The creation process behind the collection was conceived in three parts. The first pays tribute to Schiaparelli jackets of the past: you see references to the Maison’s earlier, iconic shapes in the white denim matador-inspired cropped jacket embellished with embroidered barrel sleeves and black silk tassels, worn over a structured tulle skirt.

The collection ultimately honors Elsa Schiaparelli’s vision, but Roseberry’s vision is seen on every model walking down the runway. It is undeniable. It is as intense as his past; referring to the molded leather six-pack abs corsets that was the defining look of his last couture collection.

Borrowing from Lacroix and Jean Paul Gaultier for their curvy shapes, Versailles colors, and cone bra references, the embroiderer Lesage also recreated many classic pieces using the same techniques and materials from Schiaparelli’s past.

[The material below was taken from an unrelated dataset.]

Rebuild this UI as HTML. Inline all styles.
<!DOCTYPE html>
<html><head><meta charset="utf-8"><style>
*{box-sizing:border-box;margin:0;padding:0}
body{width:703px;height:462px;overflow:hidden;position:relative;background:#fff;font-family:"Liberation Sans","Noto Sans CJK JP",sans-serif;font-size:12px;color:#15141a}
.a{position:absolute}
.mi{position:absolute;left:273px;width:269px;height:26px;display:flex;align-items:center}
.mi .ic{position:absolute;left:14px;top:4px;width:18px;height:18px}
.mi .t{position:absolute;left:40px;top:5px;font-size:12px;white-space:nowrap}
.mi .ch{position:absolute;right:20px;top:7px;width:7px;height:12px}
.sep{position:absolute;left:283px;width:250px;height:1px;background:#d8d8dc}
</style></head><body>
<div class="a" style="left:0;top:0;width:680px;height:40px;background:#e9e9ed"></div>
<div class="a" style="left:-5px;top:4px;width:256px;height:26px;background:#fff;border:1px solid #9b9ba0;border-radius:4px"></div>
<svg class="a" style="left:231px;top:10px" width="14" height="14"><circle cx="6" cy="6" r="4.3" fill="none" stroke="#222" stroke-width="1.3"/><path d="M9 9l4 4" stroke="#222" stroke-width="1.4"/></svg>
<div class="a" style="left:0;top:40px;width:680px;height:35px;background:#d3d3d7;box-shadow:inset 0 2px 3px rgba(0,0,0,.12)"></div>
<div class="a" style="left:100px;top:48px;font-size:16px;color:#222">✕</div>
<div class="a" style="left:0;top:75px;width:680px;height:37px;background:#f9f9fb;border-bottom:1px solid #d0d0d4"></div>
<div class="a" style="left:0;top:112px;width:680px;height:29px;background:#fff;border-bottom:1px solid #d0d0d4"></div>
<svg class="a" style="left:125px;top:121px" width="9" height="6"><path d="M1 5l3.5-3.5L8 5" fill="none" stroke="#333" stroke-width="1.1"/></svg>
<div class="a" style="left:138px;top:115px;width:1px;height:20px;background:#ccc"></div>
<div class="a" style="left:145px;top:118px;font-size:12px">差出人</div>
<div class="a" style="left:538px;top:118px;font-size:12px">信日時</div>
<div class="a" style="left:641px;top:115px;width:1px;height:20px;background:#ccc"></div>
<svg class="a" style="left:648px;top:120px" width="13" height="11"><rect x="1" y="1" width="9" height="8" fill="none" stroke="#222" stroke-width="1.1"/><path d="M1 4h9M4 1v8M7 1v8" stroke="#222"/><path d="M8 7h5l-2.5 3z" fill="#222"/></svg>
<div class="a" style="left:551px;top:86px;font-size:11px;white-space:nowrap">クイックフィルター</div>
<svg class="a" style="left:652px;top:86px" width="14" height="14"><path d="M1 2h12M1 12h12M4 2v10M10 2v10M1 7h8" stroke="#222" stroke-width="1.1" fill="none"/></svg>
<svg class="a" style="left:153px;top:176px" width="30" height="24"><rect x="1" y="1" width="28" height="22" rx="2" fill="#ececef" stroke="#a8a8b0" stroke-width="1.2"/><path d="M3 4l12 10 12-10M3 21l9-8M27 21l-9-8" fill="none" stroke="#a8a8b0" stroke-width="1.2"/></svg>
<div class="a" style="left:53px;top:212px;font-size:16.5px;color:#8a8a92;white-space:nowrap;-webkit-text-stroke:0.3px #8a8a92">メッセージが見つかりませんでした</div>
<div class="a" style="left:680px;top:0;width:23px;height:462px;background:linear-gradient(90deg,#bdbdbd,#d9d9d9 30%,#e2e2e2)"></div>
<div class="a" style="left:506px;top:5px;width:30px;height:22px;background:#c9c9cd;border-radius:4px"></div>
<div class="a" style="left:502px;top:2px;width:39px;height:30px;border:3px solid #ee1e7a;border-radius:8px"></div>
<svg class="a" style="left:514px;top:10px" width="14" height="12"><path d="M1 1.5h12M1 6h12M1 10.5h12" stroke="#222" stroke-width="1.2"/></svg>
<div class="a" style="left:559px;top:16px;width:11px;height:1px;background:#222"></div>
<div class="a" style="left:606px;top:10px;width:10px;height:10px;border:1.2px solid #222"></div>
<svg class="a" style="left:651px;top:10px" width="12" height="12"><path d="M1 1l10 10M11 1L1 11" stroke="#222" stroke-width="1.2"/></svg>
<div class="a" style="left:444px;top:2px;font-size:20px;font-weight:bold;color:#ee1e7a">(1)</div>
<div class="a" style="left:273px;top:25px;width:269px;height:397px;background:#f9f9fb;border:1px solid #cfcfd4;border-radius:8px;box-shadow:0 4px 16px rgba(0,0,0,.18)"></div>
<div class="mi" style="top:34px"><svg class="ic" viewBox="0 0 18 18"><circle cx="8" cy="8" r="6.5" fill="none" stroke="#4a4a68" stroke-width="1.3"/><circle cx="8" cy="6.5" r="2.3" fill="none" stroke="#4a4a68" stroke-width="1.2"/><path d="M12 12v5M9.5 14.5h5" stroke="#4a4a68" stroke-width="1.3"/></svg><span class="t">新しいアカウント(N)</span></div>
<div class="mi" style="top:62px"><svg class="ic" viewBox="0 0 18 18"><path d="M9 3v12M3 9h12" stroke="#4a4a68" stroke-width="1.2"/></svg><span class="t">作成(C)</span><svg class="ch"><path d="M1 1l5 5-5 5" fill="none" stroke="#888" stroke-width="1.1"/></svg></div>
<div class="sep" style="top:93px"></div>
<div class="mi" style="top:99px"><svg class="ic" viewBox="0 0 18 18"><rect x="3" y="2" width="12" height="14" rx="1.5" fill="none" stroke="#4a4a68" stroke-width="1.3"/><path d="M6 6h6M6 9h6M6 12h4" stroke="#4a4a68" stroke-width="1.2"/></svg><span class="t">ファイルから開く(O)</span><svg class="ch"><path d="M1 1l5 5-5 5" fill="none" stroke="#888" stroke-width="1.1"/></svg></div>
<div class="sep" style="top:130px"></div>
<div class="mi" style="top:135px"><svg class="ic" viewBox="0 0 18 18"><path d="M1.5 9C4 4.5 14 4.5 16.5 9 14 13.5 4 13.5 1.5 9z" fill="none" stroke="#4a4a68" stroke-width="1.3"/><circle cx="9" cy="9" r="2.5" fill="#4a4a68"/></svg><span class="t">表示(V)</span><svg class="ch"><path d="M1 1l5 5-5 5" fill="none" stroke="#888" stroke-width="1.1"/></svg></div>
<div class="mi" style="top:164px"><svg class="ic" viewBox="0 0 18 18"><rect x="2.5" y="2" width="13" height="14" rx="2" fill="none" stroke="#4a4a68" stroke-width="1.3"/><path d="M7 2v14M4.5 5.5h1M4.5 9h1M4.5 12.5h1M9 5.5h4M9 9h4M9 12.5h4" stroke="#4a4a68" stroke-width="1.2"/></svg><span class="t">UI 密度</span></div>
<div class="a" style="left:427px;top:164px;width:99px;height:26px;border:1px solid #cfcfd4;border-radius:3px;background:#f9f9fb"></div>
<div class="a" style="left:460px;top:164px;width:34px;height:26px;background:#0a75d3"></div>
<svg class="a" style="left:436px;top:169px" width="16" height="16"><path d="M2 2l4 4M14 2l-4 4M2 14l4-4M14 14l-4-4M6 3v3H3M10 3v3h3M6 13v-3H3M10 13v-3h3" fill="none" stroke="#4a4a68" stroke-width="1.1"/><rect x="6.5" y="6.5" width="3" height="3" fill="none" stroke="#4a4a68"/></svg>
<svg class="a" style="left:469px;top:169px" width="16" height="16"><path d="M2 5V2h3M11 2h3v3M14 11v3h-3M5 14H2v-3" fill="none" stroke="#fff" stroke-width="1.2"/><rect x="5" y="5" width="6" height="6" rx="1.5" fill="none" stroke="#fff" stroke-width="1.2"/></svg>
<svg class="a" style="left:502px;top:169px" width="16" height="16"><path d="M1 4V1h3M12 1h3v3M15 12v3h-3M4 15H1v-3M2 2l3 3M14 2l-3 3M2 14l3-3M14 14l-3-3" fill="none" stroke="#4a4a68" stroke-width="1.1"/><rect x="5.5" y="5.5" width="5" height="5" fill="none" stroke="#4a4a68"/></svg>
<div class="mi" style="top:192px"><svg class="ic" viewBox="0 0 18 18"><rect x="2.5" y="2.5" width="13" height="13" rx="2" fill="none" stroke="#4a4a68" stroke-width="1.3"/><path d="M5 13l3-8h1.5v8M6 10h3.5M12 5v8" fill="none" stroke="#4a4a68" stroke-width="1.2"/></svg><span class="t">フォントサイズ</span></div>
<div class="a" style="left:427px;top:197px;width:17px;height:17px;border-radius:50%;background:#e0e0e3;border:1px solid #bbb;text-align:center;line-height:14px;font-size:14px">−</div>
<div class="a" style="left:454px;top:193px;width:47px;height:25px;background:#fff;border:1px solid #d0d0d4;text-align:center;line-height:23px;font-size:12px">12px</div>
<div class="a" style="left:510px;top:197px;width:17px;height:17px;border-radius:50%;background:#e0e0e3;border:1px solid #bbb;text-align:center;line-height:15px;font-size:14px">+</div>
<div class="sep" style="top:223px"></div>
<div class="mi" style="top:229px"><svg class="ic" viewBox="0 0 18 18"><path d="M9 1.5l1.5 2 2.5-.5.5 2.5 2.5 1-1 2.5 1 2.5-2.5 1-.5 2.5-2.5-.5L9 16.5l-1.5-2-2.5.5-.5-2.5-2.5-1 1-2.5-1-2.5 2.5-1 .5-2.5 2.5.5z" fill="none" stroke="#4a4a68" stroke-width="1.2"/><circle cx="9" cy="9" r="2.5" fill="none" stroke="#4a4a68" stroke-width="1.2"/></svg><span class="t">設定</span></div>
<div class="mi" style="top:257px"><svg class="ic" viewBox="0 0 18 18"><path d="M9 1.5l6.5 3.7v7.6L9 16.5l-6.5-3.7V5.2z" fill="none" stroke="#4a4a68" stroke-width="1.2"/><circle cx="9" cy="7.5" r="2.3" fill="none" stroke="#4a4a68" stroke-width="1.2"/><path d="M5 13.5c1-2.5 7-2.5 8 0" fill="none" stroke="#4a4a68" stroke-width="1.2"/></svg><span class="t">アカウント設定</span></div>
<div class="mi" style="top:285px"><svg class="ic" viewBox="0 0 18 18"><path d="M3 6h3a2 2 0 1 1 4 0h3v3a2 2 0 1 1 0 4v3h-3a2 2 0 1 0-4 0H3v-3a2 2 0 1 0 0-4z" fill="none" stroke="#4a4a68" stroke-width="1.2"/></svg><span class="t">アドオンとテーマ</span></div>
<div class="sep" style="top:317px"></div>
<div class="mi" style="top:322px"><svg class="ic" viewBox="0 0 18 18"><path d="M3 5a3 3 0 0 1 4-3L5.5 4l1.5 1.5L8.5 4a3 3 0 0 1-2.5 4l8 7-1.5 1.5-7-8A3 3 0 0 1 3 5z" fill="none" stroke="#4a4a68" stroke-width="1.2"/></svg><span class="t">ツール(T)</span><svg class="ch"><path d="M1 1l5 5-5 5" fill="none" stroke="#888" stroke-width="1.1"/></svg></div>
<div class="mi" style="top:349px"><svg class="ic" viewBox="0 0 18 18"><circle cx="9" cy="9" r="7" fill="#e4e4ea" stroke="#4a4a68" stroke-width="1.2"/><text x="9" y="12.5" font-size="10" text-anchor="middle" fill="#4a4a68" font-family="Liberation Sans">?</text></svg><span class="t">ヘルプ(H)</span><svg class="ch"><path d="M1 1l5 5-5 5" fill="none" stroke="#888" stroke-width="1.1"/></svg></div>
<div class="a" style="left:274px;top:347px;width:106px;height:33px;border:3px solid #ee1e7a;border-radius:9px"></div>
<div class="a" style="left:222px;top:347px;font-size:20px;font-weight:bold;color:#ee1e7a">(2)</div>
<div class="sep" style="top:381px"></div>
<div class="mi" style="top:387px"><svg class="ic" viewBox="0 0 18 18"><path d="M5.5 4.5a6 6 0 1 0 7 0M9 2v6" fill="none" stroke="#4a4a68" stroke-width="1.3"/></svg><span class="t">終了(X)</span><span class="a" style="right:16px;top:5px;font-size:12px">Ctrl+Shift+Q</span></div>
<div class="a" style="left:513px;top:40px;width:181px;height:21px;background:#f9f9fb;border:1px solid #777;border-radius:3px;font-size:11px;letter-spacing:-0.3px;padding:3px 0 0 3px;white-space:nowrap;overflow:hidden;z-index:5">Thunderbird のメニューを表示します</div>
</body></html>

The second part of the collection focuses on the body and bijoux, a key element of the house’s visual vocabulary. Roseberry serves you dialogs between hard and soft, machine and human, metal and fabric.

The embroidery represents the bijoux: the nose, the stomach, the pairs of lips and ceramic eyes, hand-painted in the house’s signature Giacometti-inspired gold, and set in rococo frames. For the accessories: a minaudiere shaped like a giant pair of lips; a belt clasp with a cast hand that seems to hug the model across her waist.

The American newcomer ended the collection with a celebration of color featuring a black cocktail dress with a gigantic pink silk rose at the center and a silk velvet dress with soft, semi-conical breasts and, in the back, a crisp fan of Renaissance-blue peau de soie. 

Roseberry is giving a new meaning to the word couture with his over-the-topness, but he succeeds at it. No one needs a new dress, new pants, or a new jacket, we as consumers buy into the raw emotion that the clothing bestows on us. And this collection does just that.